There will be those ambitious few who discover meditation and immediately want to shoot for 20 minutes sitting cross-legged on a zafu cushion, strumming mala beads.
Or the extreme opposite; the adrenaline-junkies who struggle with the mere idea of sitting still for more than 2 minutes. They won’t even attempt it.
Don’t set yourself up for frustration. Like any seasoned meditator, keep it simple.
American/Tibetan Buddhist, Pema Chodron, teaches us to “start where we are.” Wherever, however, whenever.
Go into it with a light heart.
If you don’t find meditation easy when starting out, you’re placing too much weight on the insignificant: where you do it, how long you do it, how you look while doing it. None of which matters much.
Focus on the simple, most fundamental aspect of settling the mind: centering. We want to build our mental muscles to center our attention inward.
Use the breath. Listen to yourself breathe, feel the air move in and out of the lungs. Let it inflate the belly like a balloon and deflate fully on the exhale. Use the motion, the sound, the feeling as anchors for your attention.

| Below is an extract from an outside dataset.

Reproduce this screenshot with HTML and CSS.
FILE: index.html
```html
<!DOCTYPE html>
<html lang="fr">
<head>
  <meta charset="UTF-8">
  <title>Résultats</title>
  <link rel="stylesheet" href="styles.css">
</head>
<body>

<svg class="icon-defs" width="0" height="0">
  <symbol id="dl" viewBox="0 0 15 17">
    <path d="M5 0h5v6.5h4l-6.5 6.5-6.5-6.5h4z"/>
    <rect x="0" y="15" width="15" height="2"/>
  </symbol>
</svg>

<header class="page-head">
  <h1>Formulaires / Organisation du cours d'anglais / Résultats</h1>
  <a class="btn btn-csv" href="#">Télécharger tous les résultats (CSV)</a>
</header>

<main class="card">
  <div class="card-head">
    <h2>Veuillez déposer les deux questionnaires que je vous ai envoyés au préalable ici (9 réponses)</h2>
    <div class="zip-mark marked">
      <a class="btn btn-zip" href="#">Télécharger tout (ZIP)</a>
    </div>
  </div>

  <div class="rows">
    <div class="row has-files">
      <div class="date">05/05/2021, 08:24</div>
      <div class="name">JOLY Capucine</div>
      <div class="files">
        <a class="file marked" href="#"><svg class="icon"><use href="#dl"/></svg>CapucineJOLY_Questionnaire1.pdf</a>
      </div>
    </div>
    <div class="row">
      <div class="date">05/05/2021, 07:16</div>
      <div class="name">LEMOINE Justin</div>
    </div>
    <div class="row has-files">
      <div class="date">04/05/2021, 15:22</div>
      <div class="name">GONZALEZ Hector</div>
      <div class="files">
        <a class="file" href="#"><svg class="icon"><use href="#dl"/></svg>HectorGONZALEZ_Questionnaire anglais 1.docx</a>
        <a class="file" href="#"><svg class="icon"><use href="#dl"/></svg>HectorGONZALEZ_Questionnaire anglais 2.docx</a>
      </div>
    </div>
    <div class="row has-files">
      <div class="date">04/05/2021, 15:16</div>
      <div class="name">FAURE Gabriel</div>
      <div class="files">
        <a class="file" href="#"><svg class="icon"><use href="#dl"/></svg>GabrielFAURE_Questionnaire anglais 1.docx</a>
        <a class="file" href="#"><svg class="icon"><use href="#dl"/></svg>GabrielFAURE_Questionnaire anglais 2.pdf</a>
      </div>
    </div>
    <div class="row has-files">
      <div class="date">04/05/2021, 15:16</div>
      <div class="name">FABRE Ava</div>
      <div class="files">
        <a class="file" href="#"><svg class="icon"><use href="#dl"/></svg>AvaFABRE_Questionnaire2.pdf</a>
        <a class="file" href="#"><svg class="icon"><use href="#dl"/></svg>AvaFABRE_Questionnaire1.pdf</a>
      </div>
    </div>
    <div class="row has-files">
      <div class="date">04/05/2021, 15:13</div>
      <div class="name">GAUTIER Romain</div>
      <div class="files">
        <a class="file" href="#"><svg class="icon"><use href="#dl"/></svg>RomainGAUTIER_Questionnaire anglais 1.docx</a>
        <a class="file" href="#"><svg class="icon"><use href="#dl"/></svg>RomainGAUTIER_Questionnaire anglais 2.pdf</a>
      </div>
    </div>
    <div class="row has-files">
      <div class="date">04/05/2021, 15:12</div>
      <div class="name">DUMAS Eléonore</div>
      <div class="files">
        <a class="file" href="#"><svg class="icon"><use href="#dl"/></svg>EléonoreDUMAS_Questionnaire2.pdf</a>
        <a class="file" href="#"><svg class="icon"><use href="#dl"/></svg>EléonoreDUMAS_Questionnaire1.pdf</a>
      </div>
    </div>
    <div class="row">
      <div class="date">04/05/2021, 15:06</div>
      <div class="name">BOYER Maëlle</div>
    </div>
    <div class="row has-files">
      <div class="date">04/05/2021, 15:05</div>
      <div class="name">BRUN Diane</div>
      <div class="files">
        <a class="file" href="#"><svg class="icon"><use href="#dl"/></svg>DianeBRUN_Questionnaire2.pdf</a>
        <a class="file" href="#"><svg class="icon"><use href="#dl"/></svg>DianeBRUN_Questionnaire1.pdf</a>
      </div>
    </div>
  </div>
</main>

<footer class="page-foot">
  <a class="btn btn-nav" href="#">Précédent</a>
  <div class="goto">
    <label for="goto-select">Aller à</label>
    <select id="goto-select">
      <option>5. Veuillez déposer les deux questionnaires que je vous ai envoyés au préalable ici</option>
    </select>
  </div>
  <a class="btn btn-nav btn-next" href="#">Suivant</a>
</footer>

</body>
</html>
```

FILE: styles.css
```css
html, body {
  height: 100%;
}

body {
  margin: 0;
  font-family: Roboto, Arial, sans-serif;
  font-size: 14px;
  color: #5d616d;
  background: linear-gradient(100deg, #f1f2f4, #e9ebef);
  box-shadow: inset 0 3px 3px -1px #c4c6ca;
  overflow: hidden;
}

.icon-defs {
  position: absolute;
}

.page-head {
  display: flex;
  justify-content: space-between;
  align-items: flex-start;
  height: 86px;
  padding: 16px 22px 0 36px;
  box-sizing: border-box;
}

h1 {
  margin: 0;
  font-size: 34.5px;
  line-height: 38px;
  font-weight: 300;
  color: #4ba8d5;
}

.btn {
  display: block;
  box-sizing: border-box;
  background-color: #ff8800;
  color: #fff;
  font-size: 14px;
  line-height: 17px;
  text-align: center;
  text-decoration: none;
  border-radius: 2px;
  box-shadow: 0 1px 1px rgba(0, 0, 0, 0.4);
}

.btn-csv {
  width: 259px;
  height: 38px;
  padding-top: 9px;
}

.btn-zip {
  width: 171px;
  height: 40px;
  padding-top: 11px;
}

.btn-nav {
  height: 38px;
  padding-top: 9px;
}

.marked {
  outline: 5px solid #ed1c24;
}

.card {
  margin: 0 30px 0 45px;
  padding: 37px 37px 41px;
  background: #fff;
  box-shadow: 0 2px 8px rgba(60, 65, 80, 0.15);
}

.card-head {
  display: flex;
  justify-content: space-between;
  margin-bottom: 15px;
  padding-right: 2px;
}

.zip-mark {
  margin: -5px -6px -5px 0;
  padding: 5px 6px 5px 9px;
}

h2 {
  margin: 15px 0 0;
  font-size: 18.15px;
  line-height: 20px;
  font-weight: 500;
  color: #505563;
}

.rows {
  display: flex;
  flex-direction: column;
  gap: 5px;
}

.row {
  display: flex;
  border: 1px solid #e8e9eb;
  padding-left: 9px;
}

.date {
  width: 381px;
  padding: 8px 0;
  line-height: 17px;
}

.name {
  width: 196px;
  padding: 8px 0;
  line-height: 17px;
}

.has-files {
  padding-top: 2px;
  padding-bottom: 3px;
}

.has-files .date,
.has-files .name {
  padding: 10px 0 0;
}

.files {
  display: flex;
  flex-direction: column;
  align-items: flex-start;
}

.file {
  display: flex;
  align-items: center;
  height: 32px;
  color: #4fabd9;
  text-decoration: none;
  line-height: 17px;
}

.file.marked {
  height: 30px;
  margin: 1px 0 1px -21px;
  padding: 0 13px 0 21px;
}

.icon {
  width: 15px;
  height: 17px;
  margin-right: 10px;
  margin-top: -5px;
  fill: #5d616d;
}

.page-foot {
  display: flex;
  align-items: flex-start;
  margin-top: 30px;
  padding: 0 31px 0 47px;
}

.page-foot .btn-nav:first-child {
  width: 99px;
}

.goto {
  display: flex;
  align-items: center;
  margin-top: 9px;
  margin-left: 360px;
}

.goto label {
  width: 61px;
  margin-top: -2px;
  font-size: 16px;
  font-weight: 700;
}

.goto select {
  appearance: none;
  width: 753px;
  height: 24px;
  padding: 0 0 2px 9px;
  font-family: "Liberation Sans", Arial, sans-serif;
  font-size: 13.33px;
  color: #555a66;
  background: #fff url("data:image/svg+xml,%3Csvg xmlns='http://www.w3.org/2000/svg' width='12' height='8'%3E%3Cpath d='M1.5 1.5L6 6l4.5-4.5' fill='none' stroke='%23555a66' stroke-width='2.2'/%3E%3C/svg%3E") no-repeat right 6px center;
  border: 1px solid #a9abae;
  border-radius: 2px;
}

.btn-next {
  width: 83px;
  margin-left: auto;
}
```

Whenever your attention wanes and thoughts drift away, steer your boat back to the anchor. Back to center.
As many times as it takes to bring your attention back to the present moment is as many times it takes. Who cares. No need to keep count. It’s all part of the journey. If the mind wanders, let it wander. Notice the thoughts that arise, and how they pass. Return to the breath.
Give it time. Practice.
Make Meditation Yours
There is no handbook for meditation until you write it. You’re the author. The guidance offered by any book or teacher, myself included, is intended only to support and encourage. It’s not until you make meditation your own that it ever becomes effective or enjoyable.
Don’t let expectations get the best of you and rob you of something so beneficial. Instead, stay open the possibility that this could help…with everything. Mindfulness has its perks.
Let it surprise you.
Updated from original post date of Sept 2016.